Input is slightly different in the sense that if a device become unavailable, the MediaStreamTrack is stopped, and it is necessary to explicitely re-open another device. This is of course for privacy reasons, we can't start using another audio input like without the user's explicit consent. If the track is stopped and there has been an event called "devicechange" fired at navigator.mediaDevices.

How about if we could query / subscribe the node for latency changes up until that point (in WebAudio's clock domain)?

There's been some talk about having a latency parameter on AudioNodes before. The latency is measurable by measuring the time it takes to fire an impulse, with multiple MediaStreamAudio{Source,Destination}Node, but it really is awkward. It's also bound to change, e.g. if the implementation is compensating for a clock skew.

I any case something needs to happen for sure, we need to find the most useful way to expose those numbers.

ulph commented 2 years ago

as briefly discussed on the w3c session 1, what about the detectability of accuracy of these latency figures? (a mouthfull)

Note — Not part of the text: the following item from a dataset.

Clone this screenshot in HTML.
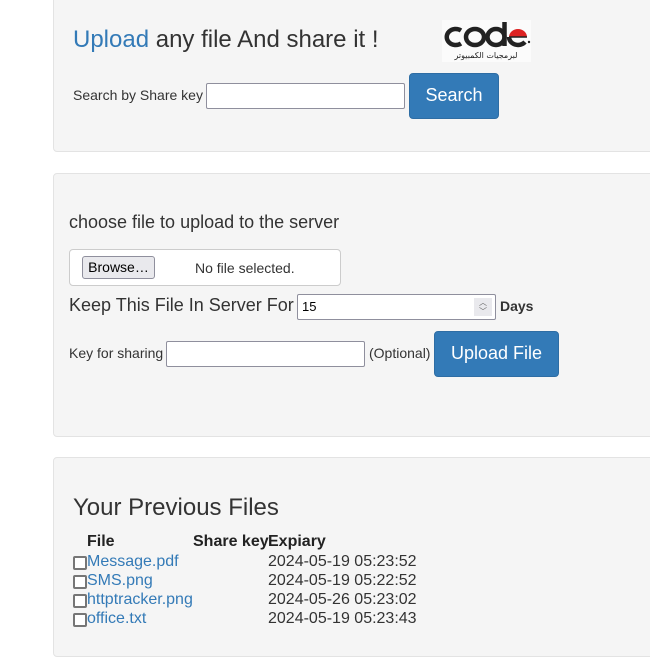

padenot commented 2 years ago

I haven't been able to programmatically detect that this is the case short of feeding an output device back into an input device in a controlled environnment, in the general case, I'd be happy to know that this is feasible.

On some of my machines it's very clear, just by ear, that the numbers reported by the OS is wrong. Most often the case for input iirc.

ulph commented 2 years ago

If the OS/drivers is lying, or lacking the APIs to probe, that's of course a problem. Thinking freely here, but is there any way to shift the industry to implementing these types of apis correctly? I acknowledge it's very hard...

Other than that, just checking in to see if there's been any progress towards implementing the specs?

padenot commented 2 years ago

I know that Chromium has made a lot of progress in output latency reporting, I think the APIs are implemented now and are shipping in 102.